Just looking forward, what do you hope the future holds for Anthony as a character, even with the book as a template?
BAILEY: Well, the love that he feels for his family — I hope that he grows into a person who can communicate that in a more generous and kind and nurturing way. I want to see him smile. I don’t want to see him dance. It wouldn’t help. Yeah, it wouldn’t be a problem if he had a haircut, but I want the mutton chops just to get lower and lower until he gets a full beard. That’s my ambition for Anthony.
That’s a really wonderful goal. To wrap up, do you have a favorite moment of music from the first season?

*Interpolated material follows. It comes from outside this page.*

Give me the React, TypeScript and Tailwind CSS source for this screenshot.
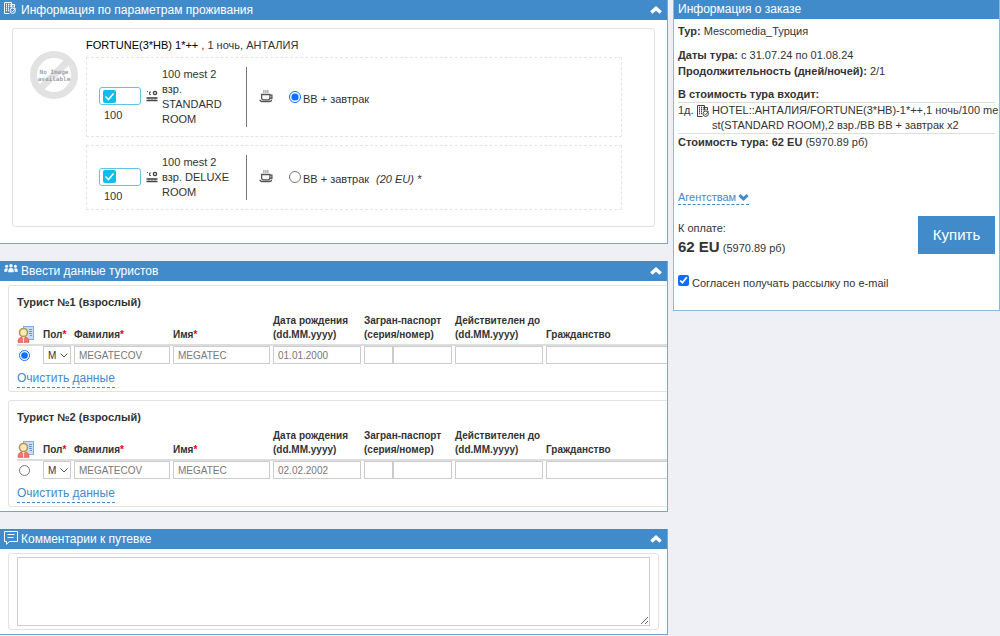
import type { ReactNode } from "react";

type Room = {
  id: string;
  name: string[];
  meal: string;
  extra?: string;
  selected: boolean;
};

type Tourist = {
  id: number;
  surname: string;
  name: string;
  birthday: string;
  selected: boolean;
};

const rooms: Room[] = [
  {
    id: "standard",
    name: ["100 mest 2", "взр.", "STANDARD", "ROOM"],
    meal: "BB + завтрак",
    selected: true,
  },
  {
    id: "deluxe",
    name: ["100 mest 2", "взр. DELUXE", "ROOM"],
    meal: "BB + завтрак",
    extra: "(20 EU) *",
    selected: false,
  },
];

const tourists: Tourist[] = [
  { id: 1, surname: "MEGATECOV", name: "MEGATEC", birthday: "01.01.2000", selected: true },
  { id: 2, surname: "MEGATECOV", name: "MEGATEC", birthday: "02.02.2002", selected: false },
];

const ChevronIcon = ({ className }: { className?: string }) => (
  <svg viewBox="0 0 12 8" className={className} fill="none" stroke="currentColor" strokeWidth="3.4">
    <path d="M1.300 6.600L6 2.400l4.700 4.200" />
  </svg>
);

const HotelIcon = ({ className }: { className?: string }) => (
  <svg viewBox="0 0 12 12" className={className} fill="none" stroke="currentColor">
    <path d="M.5 11.500V.5h7v5M.5 11.500h5M7.500 2.500h3v3" />
    <path d="M2 2.500h1M4 2.500h1M5.800 2.500h1M2 4.500h1M4 4.500h1M5.800 4.500h1M2 6.500h1M4 6.500h1M2 8.500h1M4 8.500h1M8.500 4.500h1" strokeWidth="1.300" />
    <circle cx="8.700" cy="8.700" r="2.700" />
    <path d="M7.300 8.500l1.300 1.300 2.900-3.500" />
  </svg>
);

const PeopleIcon = () => (
  <svg viewBox="0 0 14 10" className="mt-px h-2.5 w-3.5" fill="currentColor">
    <circle cx="2.600" cy="2.300" r="1.500" />
    <circle cx="7" cy="1.800" r="1.700" />
    <circle cx="11.400" cy="2.300" r="1.500" />
    <path d="M.2 7.800c0-2.400.7-3.500 2.200-3.500.8 0 1.300.2 1.600.7-.6.8-.8 1.700-.8 2.800z" />
    <path d="M13.800 7.800c0-2.400-.7-3.500-2.200-3.500-.8 0-1.300.2-1.600.7.6.8.8 1.700.8 2.800z" />
    <path d="M4.200 8.300c0-3 .8-4.400 2.800-4.400s2.800 1.400 2.800 4.400z" />
  </svg>
);

const CommentIcon = () => (
  <svg viewBox="0 0 14 14" className="h-3.5 w-3.5" fill="none" stroke="currentColor" strokeWidth="1">
    <path d="M.5.5h13v10H5.500l-3 2.800v-2.800h-2z" />
    <path d="M3.500 3.500h7M3.500 6.500h6" />
  </svg>
);

const NoImage = () => (
  <svg viewBox="0 0 48 48" className="h-12 w-12 shrink-0" role="img" aria-label="No Image available">
    <circle cx="24" cy="24" r="20.500" fill="none" stroke="#e2e2e2" strokeWidth="7" />
    <path d="M38 10L10 38" stroke="#e2e2e2" strokeWidth="7" />
    <g fill="#a3a3a3" fontFamily="'DejaVu Sans Mono', monospace" fontSize="6" fontWeight="bold" textAnchor="middle">
      <text x="24" y="22.500">No Image</text>
      <text x="24" y="29.500">available</text>
    </g>
  </svg>
);

const ClimateIcon = () => (
  <svg viewBox="0 0 12 12" className="mb-0.5 h-3 w-3 shrink-0" fill="none" stroke="#444">
    <path d="M1 1.500h1M5 2H3.500v2.500H5" strokeWidth="0.900" />
    <circle cx="9" cy="3" r="1.600" strokeWidth="1.400" />
    <path d="M.5 8h11M.5 10.500h11" strokeWidth="1.500" />
    <path d="M3 7v4M6 7v4M9 7v4" strokeWidth="0.600" />
  </svg>
);

const CupIcon = () => (
  <svg viewBox="0 0 14 14" className="mb-[3px] h-3.5 w-3.5 shrink-0" fill="none" stroke="#555" strokeWidth="1.300">
    <path d="M2.600 5.500h8.300v3.300c0 1.200-.8 2-2 2H4.600c-1.200 0-2-.8-2-2z" />
    <path d="M11 6.200h1.900v3.200H11M1 10.700c0 1.200.8 1.800 2 1.800h7.500c1.200 0 2-.6 2-1.800" />
    <path d="M4.500 1l.8 1-.8 1 .8 1M6.500 1l.8 1-.8 1 .8 1M8.500 1l.8 1-.8 1 .8 1" strokeWidth="0.700" />
  </svg>
);

const TouristIcon = () => (
  <svg viewBox="0 0 17 17" className="h-[17px] w-[17px]">
    <rect x="6.500" y=".5" width="10" height="13" fill="#c9dcf6" stroke="#86abe0" />
    <path d="M12 3.500h3M12 5.500h3M12 7.500h3M13 9.500h2" stroke="#6b95d6" />
    <path d="M1 16.300c0-3.800 1.800-5.500 5.500-5.500s5.500 1.700 5.500 5.500z" fill="#f3766e" stroke="#e0554f" strokeWidth="0.800" />
    <path d="M4.700 10.500l1.800 2.500 1.800-2.500z" fill="#fff" />
    <path d="M6.500 13v3.500" stroke="#fff" strokeWidth="0.800" />
    <circle cx="6.500" cy="6.500" r="4" fill="#fbe9bb" stroke="#b8964c" strokeWidth="1.600" />
  </svg>
);

const Panel = (props: { title: string; icon: ReactNode; children: ReactNode }) => (
  <section className="overflow-hidden border-r border-b border-[#73a8d6] bg-white">
    <header className="flex h-5 items-center bg-[#428bca] pr-[5px] pl-1 text-white">
      <span className="flex h-full w-[17px] items-start pt-0.5">{props.icon}</span>
      <h2 className="flex-1 text-[12px]">{props.title}</h2>
      <button type="button" aria-label="Свернуть">
        <ChevronIcon className="h-2 w-3" />
      </button>
    </header>
    {props.children}
  </section>
);

const RoomRow = ({ room }: { room: Room }) => (
  <div className="flex items-center border border-dashed border-[#e4e4e4] py-[9px] pl-3">
    <label className="-my-1 w-[42px] pt-4">
      <span className="grid h-[18px] items-center rounded-[3px] border border-[#5cc4e8] px-[3px]">
        <input
          type="checkbox"
          defaultChecked
          className="col-start-1 row-start-1 h-[13px] w-[13px] appearance-none rounded-xs bg-[#0dbdf0]"
        />
        <svg
          viewBox="0 0 13 13"
          className="pointer-events-none col-start-1 row-start-1 h-[13px] w-[13px]"
          fill="none"
          stroke="#fff"
          strokeWidth="1.600"
        >
          <path d="M2.500 6.500l3 3 5-6" />
        </svg>
      </span>
      <span className="block pt-[3px] pl-[5px]">100</span>
    </label>
    <div className="flex w-[105px] items-center gap-1 pl-[5px]">
      <ClimateIcon />
      <p>
        {room.name.map((line) => (
          <span key={line} className="block whitespace-nowrap">
            {line}
          </span>
        ))}
      </p>
    </div>
    <div className="flex items-center self-stretch border-l border-[#777] pl-3">
      <CupIcon />
      <label className="flex items-start pl-4">
        <input
          type="radio"
          name="meal"
          defaultChecked={room.selected}
          className="mt-[3px] h-3 w-3 accent-[#0d6efd]"
        />
        <span className="pt-1 pl-0.5">
          {room.meal}
          {room.extra && <i className="pl-[7px]">{room.extra}</i>}
        </span>
      </label>
    </div>
  </div>
);

const inputClass = "block h-[18px] w-full border border-[#ccc] bg-white px-1 text-[10px] text-[#777]";

const Required = () => <span className="text-red-600">*</span>;

const TouristCard = ({ tourist }: { tourist: Tourist }) => (
  <div className="w-[720px] rounded-[3px] border border-[#e2e2e2] pt-2 pb-[3px] pl-2">
    <h3 className="text-[11px] leading-4 font-bold">Турист №{tourist.id} (взрослый)</h3>
    <table className="mt-[3px] w-full table-fixed border-collapse">
      <thead>
        <tr className="h-8 border-b-2 border-[#ddd] text-left align-bottom text-[10px] leading-[14px]">
          <th className="w-[26px] pb-px">
            <TouristIcon />
          </th>
          <th className="w-[31px] pb-0.5">
            Пол
            <Required />
          </th>
          <th className="w-[99px] pb-0.5">
            Фамилия
            <Required />
          </th>
          <th className="w-[100px] pb-0.5">
            Имя
            <Required />
          </th>
          <th className="w-[91px] pb-0.5 whitespace-nowrap">
            Дата рождения
            <br />
            (dd.MM.yyyy)
          </th>
          <th className="w-[91px] pb-0.5 whitespace-nowrap">
            Загран-паспорт
            <br />
            (серия/номер)
          </th>
          <th className="w-[91px] pb-0.5 whitespace-nowrap">
            Действителен до
            <br />
            (dd.MM.yyyy)
          </th>
          <th className="pb-0.5">Гражданство</th>
        </tr>
      </thead>
      <tbody>
        <tr>
          <td className="pb-px pl-0.5">
            <input
              type="radio"
              name="customer"
              aria-label="Заказчик"
              defaultChecked={tourist.selected}
              className="block h-[11px] w-[11px] accent-[#0d6efd]"
            />
          </td>
          <td className="pr-[3px] pb-px">
            <span className="relative block">
              <select
                aria-label="Пол"
                className="block h-[18px] w-full appearance-none border border-[#ccc] bg-white pl-1 text-[10px]"
              >
                <option>М</option>
                <option>Ж</option>
              </select>
              <svg
                viewBox="0 0 8 5"
                className="pointer-events-none absolute top-[7px] right-[3px] h-[5px] w-2"
                fill="none"
                stroke="#555"
              >
                <path d="M.5.5L4 4 7.500.5" />
              </svg>
            </span>
          </td>
          <td className="pr-[3px] pb-px">
            <input aria-label="Фамилия" defaultValue={tourist.surname} className={inputClass} />
          </td>
          <td className="pr-[3px] pb-px">
            <input aria-label="Имя" defaultValue={tourist.name} className={inputClass} />
          </td>
          <td className="pr-[3px] pb-px">
            <input aria-label="Дата рождения" defaultValue={tourist.birthday} className={inputClass} />
          </td>
          <td className="pr-[3px] pb-px">
            <span className="grid grid-cols-[1fr_2fr]">
              <input aria-label="Серия паспорта" className={inputClass} />
              <input aria-label="Номер паспорта" className={inputClass} />
            </span>
          </td>
          <td className="pr-[3px] pb-px">
            <input aria-label="Действителен до" className={inputClass} />
          </td>
          <td className="pb-px">
            <input aria-label="Гражданство" className={inputClass} />
          </td>
        </tr>
      </tbody>
    </table>
    <a
      href="#clear"
      className="mt-[5px] inline-block border-b border-dashed border-[#428bca] pb-px text-[12px] leading-4 text-[#428bca]"
    >
      Очистить данные
    </a>
  </div>
);

const OrderInfo = () => (
  <aside className="w-[327px] shrink-0 border-x border-b border-[#8db9de] bg-white pb-[19px]">
    <h2 className="h-[19px] bg-[#428bca] pl-1 text-[12px] leading-[19px] text-white">
      Информация о заказе
    </h2>
    <div className="px-1 pt-1 leading-4">
      <p>
        <b>Тур:</b> Mescomedia_Турция
      </p>
      <p className="pt-2">
        <b>Даты тура:</b> с 31.07.24 по 01.08.24
      </p>
      <p>
        <b>Продолжительность (дней/ночей):</b> 2/1
      </p>
      <p className="pt-[7px] font-bold">В стоимость тура входит:</p>
      <div className="flex border-y border-[#ddd] leading-[15px]">
        <span className="w-[19px] shrink-0">1д.</span>
        <HotelIcon className="mt-0.5 h-3 w-3 shrink-0 text-[#444]" />
        <p className="pl-[3px] whitespace-nowrap">
          HOTEL::АНТАЛИЯ/FORTUNE(3*HB)-1*++,1 ночь/100 me
          <br />
          st(STANDARD ROOM),2 взр./BB BB + завтрак x2
        </p>
      </div>
      <p>
        <b>Стоимость тура: 62 EU</b> (5970.89 рб)
      </p>
      <a
        href="#agency"
        className="mt-10 inline-flex items-center gap-0.5 border-b border-dashed border-[#428bca] leading-[14px] text-[#428bca]"
      >
        Агентствам
        <ChevronIcon className="h-[7px] w-[11px] rotate-180" />
      </a>
      <div className="flex items-start justify-between pt-[11px]">
        <div className="pt-1">
          <p>К оплате:</p>
          <p className="leading-[22px]">
            <b className="text-[15px]">62 EU</b> (5970.89 рб)
          </p>
        </div>
        <button type="button" className="h-[38px] w-[77px] bg-[#428bca] text-[15px] text-white">
          Купить
        </button>
      </div>
      <label className="flex items-start pt-4">
        <input type="checkbox" defaultChecked className="h-[11px] w-[11px] accent-[#0d6efd]" />
        <span className="pl-[3px]">Согласен получать рассылку по e-mail</span>
      </label>
    </div>
  </aside>
);

export default function App() {
  return (
    <main className="flex min-h-screen items-start gap-[5px] bg-[#eff0f5] font-['Liberation_Sans',Arial,sans-serif] text-[11px] leading-[15px] text-[#333]">
      <div className="flex min-w-0 flex-1 flex-col gap-[17px]">
        <Panel
          title="Информация по параметрам проживания"
          icon={<HotelIcon className="h-3 w-3" />}
        >
          <div className="mx-3 mt-2 mb-4 flex items-start rounded-[3px] border border-[#e2e2e2] pt-[9px] pr-8 pb-4 pl-[17px]">
            <div className="pt-[13px] pr-2">
              <NoImage />
            </div>
            <div className="flex-1">
              <p className="pb-1">
                <span className="text-black">FORTUNE(3*HB) 1*++</span> , 1 ночь, АНТАЛИЯ
              </p>
              <div className="flex flex-col gap-2">
                {rooms.map((room) => (
                  <RoomRow key={room.id} room={room} />
                ))}
              </div>
            </div>
          </div>
        </Panel>

        <Panel title="Ввести данные туристов" icon={<PeopleIcon />}>
          <div className="flex flex-col gap-2 pt-1 pb-1 pl-2">
            {tourists.map((tourist) => (
              <TouristCard key={tourist.id} tourist={tourist} />
            ))}
          </div>
        </Panel>

        <Panel title="Комментарии к путевке" icon={<CommentIcon />}>
          <div className="mx-2 my-1 rounded-[3px] border border-[#e2e2e2] px-2 py-[3px]">
            <textarea
              aria-label="Комментарии к путевке"
              className="block h-[69px] w-full border border-[#ccc] bg-white p-1"
            />
          </div>
        </Panel>
      </div>
      <OrderInfo />
    </main>
  );
}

BAILEY: Yes. 100 percent, and I’m glad you asked that. I love the soundscape and the music all the way through. I just think it’s genius, and there’s that glorious moment after Daphne and Simon introduce the Queen and they go into their wedding and suddenly you hear a different sound. It’s a very modern piece of music and it’s not classical and it’s not a cover of a modern song. It just sort of, for me, really encapsulates what falling in love is all about. That it elevates you, what music and art can do, and there’s a certain type of musicality that I think people feel when they meet their love match. I just think that’s so encapsulated in that moment.
Bridgerton Season 1 is streaming now on Netflix.